NCSL reports that Democrats did make gains during the 2022 elections, but Republicans still retain the edge they have held since 2010.
“It’s been a good election, and a surprising one, for Democrats in statehouses. Four Republican-held chambers flipped to blue in this election: The Michigan House, Michigan Senate, Minnesota House, and Pennsylvania House,” according to NCSL. “And yet, as they have since 2010, Republicans continue their robust dominance over the 50-state landscape.”
The NCSL report says: “Going into the election, Republicans controlled 62 legislative chambers to the Democrats’ 37. (Nebraska’s unicameral and nonpartisan legislature is not part of that count, hence the total of 98 chambers. Unofficially, Nebraska’s legislature is controlled by Republicans.)
The group also tracks legislative elections for the District of Columbia and the U.S. territories of American Samoa, Guam, Puerto Rico, and the U.S. Virgin Islands.
“With the four flips, the final count is 58 Republican-controlled to 41 Democratic-controlled. A change of four chambers in an election (or five chambers over a two-year cycle, including the Virginia House that shifted from red to blue in 2021) is minimal.
“Over the last 120 years, on average 12 chambers have flipped in each two-year cycle,” it says. “Compared to recent election cycles, this year is on the low end of normal for recent political shake-ups at the state level.”
Pennsylvania and Virginia are the nation’s only split legislatures going into 2023.
The unofficial final count by individual race is 4,033 Republicans, 3,278 Democrats, and 74 legislators who are either third-party, unaffiliated, or nonpartisan. One race, in New Hampshire, is tied; the legislature will decide how to break the tie in the coming weeks.
In the record-breaking 2010 midterms, the GOP gained 680 seats on the Democrats, winning 3,890 seats to 3,342. The fact that the GOP has opened that margin even wider 12 years later is the political reality.
When NCSL adds in the governors, state control is more unified in either the blue or red column than ever, and the number of divided state governments is lower than ever.

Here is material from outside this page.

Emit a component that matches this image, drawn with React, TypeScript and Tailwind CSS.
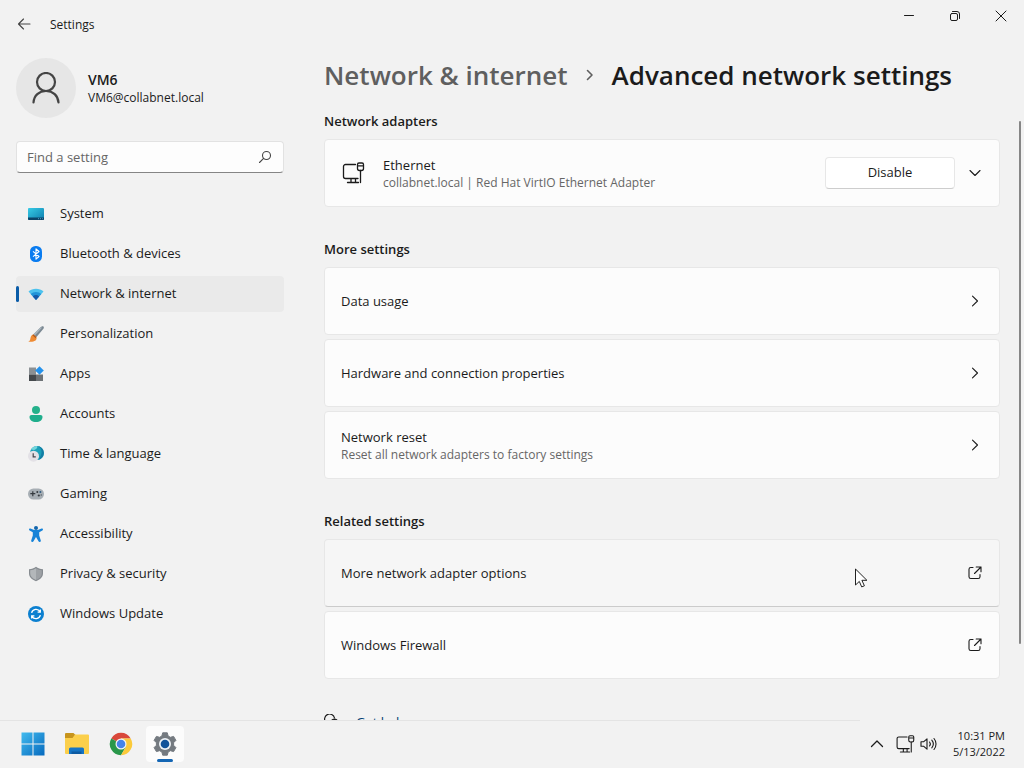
import type { ReactNode } from "react";

type IconProps = { className?: string };

const stroke = {
  fill: "none",
  stroke: "currentColor",
  strokeLinecap: "round" as const,
  strokeLinejoin: "round" as const,
};

function ChevronRight({ className = "h-4 w-4" }: IconProps) {
  return (
    <svg className={className} viewBox="0 0 16 16" aria-hidden="true" {...stroke}>
      <path d="M5.500 3.200l5 4.800-5 4.800" strokeWidth="1.100" />
    </svg>
  );
}

function ChevronDown({ className = "h-4 w-4" }: IconProps) {
  return (
    <svg className={className} viewBox="0 0 16 16" aria-hidden="true" {...stroke}>
      <path d="M3 5.500l5 5 5-5" strokeWidth="1.100" />
    </svg>
  );
}

function OpenExternal({ className = "h-4 w-4" }: IconProps) {
  return (
    <svg className={className} viewBox="0 0 16 16" aria-hidden="true" {...stroke}>
      <path
        d="M6 2.500H3.800A1.800 1.800 0 0 0 2 4.300v7.400a1.800 1.800 0 0 0 1.800 1.800h7.400a1.800 1.800 0 0 0 1.800-1.800V9.500M9.200 2h4.800v4.800M14 2L7.500 8.500"
        strokeWidth="1.100"
      />
    </svg>
  );
}

function EthernetIcon({ className = "h-6 w-6" }: IconProps) {
  return (
    <svg className={className} viewBox="0 0 24 24" aria-hidden="true" {...stroke}>
      <path
        d="M14.500 3.500h-10a2 2 0 0 0-2 2v10a2 2 0 0 0 2 2h12.500M10 17.500v4M14.500 17.500v4M6.500 21.500h11M19.500 9.500v12"
        strokeWidth="1.300"
      />
      <path d="M18 2h3a1.500 1.500 0 0 1 1.500 1.500V7.500a2 2 0 0 1-2 2h-2a2 2 0 0 1-2-2V3.500A1.500 1.500 0 0 1 18 2zM16.500 4.800h6" strokeWidth="1.300" />
    </svg>
  );
}

function SystemIcon() {
  return (
    <svg className="h-4 w-4" viewBox="0 0 16 16" aria-hidden="true">
      <defs>
        <linearGradient id="system" x1="0" y1="0" x2="1" y2="1">
          <stop offset="0" stopColor="#37cbe6" />
          <stop offset="1" stopColor="#0d7dae" />
        </linearGradient>
      </defs>
      <rect y="2" width="16" height="12" rx="1" fill="url(#system)" />
      <path d="M0 11.500h16V13a1 1 0 0 1-1 1H1a1 1 0 0 1-1-1z" fill="#0b4369" />
      <path d="M10 12.700h1M12 12.700h1M14 12.700h.8" stroke="#5fb4dc" strokeWidth="0.800" />
    </svg>
  );
}

function BluetoothIcon() {
  return (
    <svg className="h-4 w-4" viewBox="0 0 16 16" aria-hidden="true">
      <rect x="2" width="12" height="16" rx="5.500" fill="#0a7cf0" />
      <path
        d="M5 5.300l6 5.200-3 2.700V2.800l3 2.700-6 5.200"
        fill="none"
        stroke="#fff"
        strokeWidth="1.100"
        strokeLinejoin="round"
      />
    </svg>
  );
}

function WifiIcon() {
  return (
    <svg className="h-4 w-4" viewBox="0 0 16 16" aria-hidden="true">
      <path d="M.5 5.600C4.500 1.800 11.500 1.800 15.500 5.600L8 14z" fill="#4cc2ee" />
      <path d="M2.700 8C5.500 5.200 10.500 5.200 13.300 8L8 14z" fill="#1f94d8" />
      <path d="M4.800 10.400C6.600 8.600 9.400 8.600 11.200 10.400L8 14z" fill="#1459a8" />
    </svg>
  );
}

function BrushIcon() {
  return (
    <svg className="h-4 w-4" viewBox="0 0 16 16" aria-hidden="true">
      <path d="M15.500.5c-1-.8-2.400.1-3.200 1L5.500 8.300l3 2.600 6.500-7.600c.8-1 1.200-2.100.5-2.800z" fill="#7b8993" />
      <path d="M12.300 1.500L5.500 8.300l1.400 1.200 7.300-8z" fill="#a9b5bd" />
      <path d="M5 8.500l3.500 3c.6 2.500-1.900 4.900-8.300 4 2-.6 1.900-1.800 2.300-3.500.4-1.900 1.200-3.200 2.500-3.500z" fill="#ef8b33" />
      <path d="M5.500 8.200l3 2.700-.8 1.300-3.300-2.900z" fill="#b65a17" />
    </svg>
  );
}

function AppsIcon() {
  return (
    <svg className="h-4 w-4" viewBox="0 0 16 16" aria-hidden="true">
      <path d="M1 1.500h7v7H1z" fill="#8b9094" />
      <path d="M1 8.500h7V15H1z" fill="#45494d" />
      <path d="M8 8.500h7V15H8z" fill="#6d7276" />
      <path d="M11.500.3l4.300 4.200-4.300 4.200-4.300-4.200z" fill="#2492ec" />
    </svg>
  );
}

function AccountsIcon() {
  return (
    <svg className="h-4 w-4" viewBox="0 0 16 16" aria-hidden="true">
      <circle cx="8" cy="4" r="4" fill="#25b18b" />
      <path d="M3.500 9h9c1.200 0 2 .9 2 2 0 3-2.700 5-6.500 5s-6.500-2-6.500-5c0-1.100.8-2 2-2z" fill="#1fae8c" />
    </svg>
  );
}

function TimeIcon() {
  return (
    <svg className="h-4 w-4" viewBox="0 0 16 16" aria-hidden="true">
      <circle cx="9" cy="7" r="7" fill="#1ba0b8" />
      <path d="M9 0c3.500 1 5 4 4.500 7s-2 5.500-3.500 6.900A7 7 0 0 0 9 0z" fill="#147ca4" />
      <path d="M3 3.500A7 7 0 0 1 9 0c1 1.200-.5 3.500-3 4z" fill="#74d6dc" />
      <circle cx="5.500" cy="10.200" r="5.500" fill="#e3e1e6" />
      <path d="M5.200 7.200v3.600h2.600" fill="none" stroke="#46454c" strokeWidth="1.200" />
    </svg>
  );
}

function GamingIcon() {
  return (
    <svg className="h-4 w-4" viewBox="0 0 16 16" aria-hidden="true">
      <rect y="2.500" width="16" height="11" rx="5.500" fill="#a7aeb4" />
      <path d="M4.800 5.200v5M2.300 7.700h5" stroke="#353a3f" strokeWidth="1.200" />
      <circle cx="9.300" cy="6" r="1" fill="#353a3f" />
      <circle cx="12.400" cy="6" r="1" fill="#315c80" />
      <circle cx="10.800" cy="9.500" r="1.100" fill="#353a3f" />
      <circle cx="13.300" cy="9" r=".8" fill="#5c6268" />
    </svg>
  );
}

function AccessibilityIcon() {
  return (
    <svg className="h-4 w-4" viewBox="0 0 16 16" aria-hidden="true">
      <circle cx="8" cy="2" r="2" fill="#1266ad" />
      <path
        d="M2.400 2.500l3.800 1.600h3.600l3.800-1.600c1.400-.3 1.900 1.300.8 2L11.200 6.300v3.200l1.600 5c.2 1.500-1.700 2-2.300.8L8 11l-2.500 4.300c-.6 1.200-2.500.7-2.300-.8l1.600-5V6.300L1.600 4.500c-1.100-.7-.6-2.300.8-2z"
        fill="#1683d8"
      />
    </svg>
  );
}

function ShieldIcon() {
  return (
    <svg className="h-4 w-4" viewBox="0 0 16 16" aria-hidden="true">
      <path d="M8 .8c2 1.500 4.200 2.200 7 2.400v4c0 3.900-2.800 6.400-7 8-4.200-1.600-7-4.100-7-8v-4C3.800 3 6 2.300 8 .8z" fill="#868b90" />
      <path d="M8 2.200c1.700 1.200 3.600 1.800 5.800 2v3c0 3.200-2.200 5.200-5.800 6.700z" fill="#9da1a5" />
      <path d="M8 2.200C6.300 3.400 4.400 4 2.200 4.200v3c0 3.200 2.200 5.200 5.800 6.700z" fill="#b3b7ba" />
    </svg>
  );
}

function UpdateIcon() {
  return (
    <svg className="h-4 w-4" viewBox="0 0 16 16" aria-hidden="true">
      <circle cx="8" cy="8" r="8" fill="#0c80d0" />
      <path
        d="M3.600 6.800A4.600 4.600 0 0 1 12 5.700M12.300 3.500v2.700H9.600M12.400 9.200A4.600 4.600 0 0 1 4 10.300M3.700 12.500V9.800h2.700"
        fill="none"
        stroke="#fff"
        strokeWidth="1.300"
      />
    </svg>
  );
}

const navItems: { label: string; icon: ReactNode; active?: boolean }[] = [
  { label: "System", icon: <SystemIcon /> },
  { label: "Bluetooth & devices", icon: <BluetoothIcon /> },
  { label: "Network & internet", icon: <WifiIcon />, active: true },
  { label: "Personalization", icon: <BrushIcon /> },
  { label: "Apps", icon: <AppsIcon /> },
  { label: "Accounts", icon: <AccountsIcon /> },
  { label: "Time & language", icon: <TimeIcon /> },
  { label: "Gaming", icon: <GamingIcon /> },
  { label: "Accessibility", icon: <AccessibilityIcon /> },
  { label: "Privacy & security", icon: <ShieldIcon /> },
  { label: "Windows Update", icon: <UpdateIcon /> },
];

function TitleBar() {
  return (
    <header className="flex h-12 shrink-0 items-center justify-between">
      <div className="flex items-center gap-[18px] pl-4">
        <button type="button" aria-label="Back" className="text-[#444]">
          <svg className="h-4 w-4" viewBox="0 0 16 16" aria-hidden="true" {...stroke}>
            <path d="M14 8H2.500M7.500 3l-5 5 5 5" strokeWidth="1.100" />
          </svg>
        </button>
        <span className="pt-px text-xs">Settings</span>
      </div>
      <div className="flex self-start">
        <button type="button" aria-label="Minimize" className="flex h-8 w-[46px] items-center justify-center">
          <svg className="h-4 w-4" viewBox="0 0 16 16" aria-hidden="true" {...stroke}>
            <path d="M3.500 7.500h9" />
          </svg>
        </button>
        <button type="button" aria-label="Restore" className="flex h-8 w-[46px] items-center justify-center">
          <svg className="h-4 w-4" viewBox="0 0 16 16" aria-hidden="true" {...stroke}>
            <rect x="3.500" y="5.500" width="7" height="7" rx="1.500" />
            <path d="M5.500 3.500h4.500a2.500 2.500 0 0 1 2.500 2.500v4.500" />
          </svg>
        </button>
        <button type="button" aria-label="Close" className="flex h-8 w-[46px] items-center justify-center">
          <svg className="h-4 w-4" viewBox="0 0 16 16" aria-hidden="true" {...stroke}>
            <path d="M3 3l10 10M13 3L3 13" />
          </svg>
        </button>
      </div>
    </header>
  );
}

function Sidebar() {
  return (
    <aside className="flex w-[268px] shrink-0 flex-col pt-[10px]">
      <div className="flex items-center gap-3">
        <div className="flex h-[60px] w-[60px] items-center justify-center rounded-full bg-[#e6e6e6] text-[#444]">
          <svg className="h-8 w-8" viewBox="0 0 32 32" aria-hidden="true" {...stroke}>
            <circle cx="16" cy="10" r="9" strokeWidth="2.200" />
            <path d="M3.500 30.500C4 23.500 9 19 16 19s12 4.500 12.500 11.500" strokeWidth="2.200" />
          </svg>
        </div>
        <div>
          <p className="text-sm leading-5 font-semibold">VM6</p>
          <p className="text-xs leading-4">VM6@collabnet.local</p>
        </div>
      </div>

      <label className="mt-[23px] flex h-8 items-center rounded border border-[#e2e2e2] border-b-[#858585] bg-[#fdfdfd] px-[10px]">
        <span className="sr-only">Find a setting</span>
        <input
          type="text"
          placeholder="Find a setting"
          className="h-full min-w-0 flex-1 bg-transparent text-[13px] outline-none placeholder:text-[#666]"
        />
        <svg className="h-4 w-4 text-[#444]" viewBox="0 0 16 16" aria-hidden="true" {...stroke}>
          <circle cx="9.500" cy="6.500" r="4" strokeWidth="1.100" />
          <path d="M6.600 9.400L2.500 13.500" strokeWidth="1.100" />
        </svg>
      </label>

      <nav className="mt-[23px] flex flex-col gap-1">
        {navItems.map((item) => (
          <a
            key={item.label}
            href="#"
            aria-current={item.active ? "page" : undefined}
            className={
              item.active
                ? "flex h-9 items-center rounded bg-[#eaeaea] text-[13px]"
                : "flex h-9 items-center rounded text-[13px]"
            }
          >
            <span className={item.active ? "h-4 w-[3px] rounded-full bg-[#0a5ca8]" : "h-4 w-[3px]"} />
            <span className="mr-4 ml-[9px]">{item.icon}</span>
            {item.label}
          </a>
        ))}
      </nav>
    </aside>
  );
}

function Section({ title, children }: { title: string; children: ReactNode }) {
  return (
    <section>
      <h2 className="mb-2 text-[13px] leading-5 font-semibold">{title}</h2>
      <div className="flex flex-col gap-1">{children}</div>
    </section>
  );
}

type LinkCardProps = {
  title: string;
  description?: string;
  icon: ReactNode;
  hovered?: boolean;
};

function LinkCard({ title, description, icon, hovered }: LinkCardProps) {
  return (
    <a
      href="#"
      className={
        hovered
          ? "relative flex min-h-[68px] items-center justify-between rounded border border-[#e7e7e7] border-b-[#cbcbcb] bg-[#f6f6f6] px-4"
          : "flex min-h-[68px] items-center justify-between rounded border border-[#e7e7e7] bg-[#fcfcfc] px-4"
      }
    >
      <span>
        <span className="block text-[13px] leading-5">{title}</span>
        {description ? (
          <span className="block text-xs leading-4 text-[#666]">{description}</span>
        ) : null}
      </span>
      {icon}
      {hovered ? (
        <svg className="absolute top-7 right-32 h-5 w-4" viewBox="0 0 16 20" aria-hidden="true">
          <path
            d="M.5 1v16l3.800-3.600 2.400 5.500 2.700-1.100-2.500-5.500h5z"
            fill="#fff"
            stroke="#222"
            strokeLinejoin="round"
          />
        </svg>
      ) : null}
    </a>
  );
}

function MainPanel() {
  return (
    <main className="flex min-w-0 flex-1 flex-col pt-[7px]">
      <h1 className="flex h-10 shrink-0 items-center text-[26px] leading-10 font-semibold whitespace-nowrap">
        <a href="#" className="text-[#5f5f5f]">
          Network &amp; internet
        </a>
        <svg className="mx-[14px] h-4 w-4 text-[#5f5f5f]" viewBox="0 0 16 16" aria-hidden="true" {...stroke}>
          <path d="M5.500 3.500l4.500 4.500-4.500 4.500" strokeWidth="1.600" />
        </svg>
        <span>Advanced network settings</span>
      </h1>

      <div className="flex min-h-0 flex-1">
        <div className="flex min-w-0 flex-1 flex-col gap-8 overflow-hidden pt-4">
          <Section title="Network adapters">
            <div className="flex min-h-[68px] items-center rounded border border-[#e7e7e7] bg-[#fcfcfc] px-4">
              <EthernetIcon />
              <div className="ml-[18px] flex-1">
                <p className="text-[13px] leading-5">Ethernet</p>
                <p className="text-xs leading-4 text-[#666]">
                  collabnet.local | Red Hat VirtIO Ethernet Adapter
                </p>
              </div>
              <button
                type="button"
                className="h-8 w-[130px] rounded border border-[#e7e7e7] border-b-[#cdcdcd] bg-white text-[13px]"
              >
                Disable
              </button>
              <button type="button" aria-label="Show adapter details" className="ml-3">
                <ChevronDown />
              </button>
            </div>
          </Section>

          <Section title="More settings">
            <LinkCard title="Data usage" icon={<ChevronRight />} />
            <LinkCard title="Hardware and connection properties" icon={<ChevronRight />} />
            <LinkCard
              title="Network reset"
              description="Reset all network adapters to factory settings"
              icon={<ChevronRight />}
            />
          </Section>

          <Section title="Related settings">
            <LinkCard title="More network adapter options" icon={<OpenExternal />} hovered />
            <LinkCard title="Windows Firewall" icon={<OpenExternal />} />
          </Section>

          <a href="#" className="flex shrink-0 items-start gap-4 pt-px text-[13px] leading-5 text-[#003e73]">
            <svg className="mt-[2px] h-4 w-4 text-[#1b1b1b]" viewBox="0 0 16 16" aria-hidden="true" {...stroke}>
              <path d="M2 8.500A5 5 0 1 1 10.500 4M2 8.500l-.5 3.500 3-1" strokeWidth="1.200" />
              <circle cx="10.500" cy="9.500" r="4.500" fill="currentColor" />
            </svg>
            Get help
          </a>
        </div>

        <div className="flex w-6 shrink-0 flex-col items-end pt-[26px] pr-[3px] pb-[76px]">
          <div className="w-[2px] flex-1 rounded-full bg-[#868686]" />
        </div>
      </div>
    </main>
  );
}

function Taskbar() {
  return (
    <footer className="shrink-0 bg-[#f2f2f2]">
      <div className="h-px w-[84%] bg-[#e4e4e4]" />
      <div className="flex h-[47px] items-center justify-between pr-[19px] pb-px pl-[14px]">
        <div className="flex gap-[6px]">
          <button type="button" aria-label="Start" className="flex h-9 w-[38px] items-center justify-center">
            <svg className="h-6 w-6" viewBox="0 0 24 24" aria-hidden="true">
              <defs>
                <linearGradient id="start" x1="0" y1="0" x2="24" y2="24" gradientUnits="userSpaceOnUse">
                  <stop offset="0" stopColor="#43bdf0" />
                  <stop offset="1" stopColor="#0568bd" />
                </linearGradient>
              </defs>
              <path d="M.5.5h11v11H.5zM12.500.5h11v11h-11zM.5 12.500h11v11H.5zM12.500 12.500h11v11h-11z" fill="url(#start)" />
            </svg>
          </button>
          <button type="button" aria-label="File Explorer" className="flex h-9 w-[38px] items-center justify-center">
            <svg className="h-6 w-6" viewBox="0 0 24 24" aria-hidden="true">
              <path d="M0 2a1 1 0 0 1 1-1h7.500l2.500 2.500L8 7H0z" fill="#c7941d" />
              <path d="M0 6h7.500L10 2.500h13a1 1 0 0 1 1 1V21a1 1 0 0 1-1 1H1a1 1 0 0 1-1-1z" fill="#fbcf4b" />
              <path d="M4 22v-5a1.500 1.500 0 0 1 1.500-1.500h12A1.500 1.500 0 0 1 19 17v5z" fill="#1575c5" />
              <path d="M6.500 22v-2.500h10V22z" fill="#0e5ba2" />
            </svg>
          </button>
          <button type="button" aria-label="Google Chrome" className="flex h-9 w-[38px] items-center justify-center">
            <svg className="h-6 w-6" viewBox="0 0 24 24" aria-hidden="true">
              <path d="M12 12L2.300 6.400A11.200 11.200 0 0 1 21.700 6.400H12z" fill="#d9483b" />
              <path d="M12 12L2.300 6.400A11.200 11.200 0 0 0 12 23.200l4.900-8.400z" fill="#29974a" />
              <path d="M21.700 6.400A11.200 11.200 0 0 1 12 23.200l4.900-8.400L12 6.400z" fill="#fbca3a" />
              <circle cx="12" cy="12" r="5.500" fill="#f5f5f5" />
              <circle cx="12" cy="12" r="4.300" fill="#4584e8" />
            </svg>
          </button>
          <button
            type="button"
            aria-label="Settings"
            className="relative flex h-9 w-[38px] items-center justify-center rounded bg-[#fcfcfc]"
          >
            <svg className="h-6 w-6" viewBox="0 0 24 24" aria-hidden="true">
              <path
                d="M9.700.8h4.600l.8 3.200 2.300 1.300 3.200-.9 2.300 4-2.300 2.300v2.600l2.300 2.300-2.300 4-3.200-.9-2.300 1.300-.8 3.200H9.700L8.900 20l-2.300-1.300-3.200.9-2.300-4 2.300-2.300v-2.600L1.100 8.400l2.300-4 3.200.9L8.900 4z"
                fill="#747a80"
                stroke="#747a80"
                strokeLinejoin="round"
              />
              <circle cx="12" cy="12" r="6" fill="#eef2f6" />
              <circle cx="12" cy="12" r="4.300" fill="#12539a" />
            </svg>
            <span className="absolute bottom-0 h-[3px] w-4 rounded-full bg-[#1466b4]" />
          </button>
        </div>

        <div className="flex items-center">
          <button type="button" aria-label="Show hidden icons">
            <svg className="h-4 w-4" viewBox="0 0 16 16" aria-hidden="true" {...stroke}>
              <path d="M2.500 10.500L8 5l5.500 5.500" strokeWidth="1.300" />
            </svg>
          </button>
          <button type="button" aria-label="Network and volume" className="ml-[10px] flex items-center gap-1">
            <EthernetIcon className="h-5 w-5" />
            <svg className="h-5 w-5" viewBox="0 0 20 20" aria-hidden="true" {...stroke}>
              <path d="M2 7.800h2.500l3.500-3v10.400l-3.500-3H2zM10.500 8a3 3 0 0 1 0 4M12.800 6.200a6 6 0 0 1 0 7.600M15 4.500a8.500 8.500 0 0 1 0 11" strokeWidth="1.100" />
            </svg>
          </button>
          <div className="ml-[14px] text-right text-[11px] leading-4">
            <p>10:31 PM</p>
            <p>5/13/2022</p>
          </div>
        </div>
      </div>
    </footer>
  );
}

export default function App() {
  return (
    <div className="flex h-screen flex-col overflow-hidden bg-[#f2f2f2] font-['Open_Sans','Noto_Sans',sans-serif] text-[#1b1b1b]">
      <TitleBar />
      <div className="flex min-h-0 flex-1 gap-10 pl-4">
        <Sidebar />
        <MainPanel />
      </div>
      <Taskbar />
    </div>
  );
}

Before the election, Republicans had full control in 23 states, Democrats had full control in 14 states, and 13 had divided control — wher one of the power positions (governor, House, Senate) is controlled by one party and the other two by the other party.
The Maryland and Massachusetts results, along with Minnesota and Minnesota shifting to Democrats and Nevada shifting to divided control, put the party at 17.
Republicans continue to hold 22 states, and the number of divided states is down to 10. That’s the lowest since 1952 when eight states had divided state control. Between 2000 and 2010, there were always 20 or more divided states.
It all adds up to what’s coming in January. In Missouri, Republicans pre-filed a bill to ease raw milk sales and interfere with federal bans on transporting raw milk. Wyoming’s trend-setting Food Freedom law is getting reviewed for being too tough. During the last round, state legislators introduced 756 measures related to food and food safety, covering a diverse range of topics including mobile vendors, labeling, and edible cannabis. Of the 756 total filed, state legislative bodies enacted 170 laws and adopted 18 resolutions.
With the midterm election results, the next round of food safety laws has only just begun.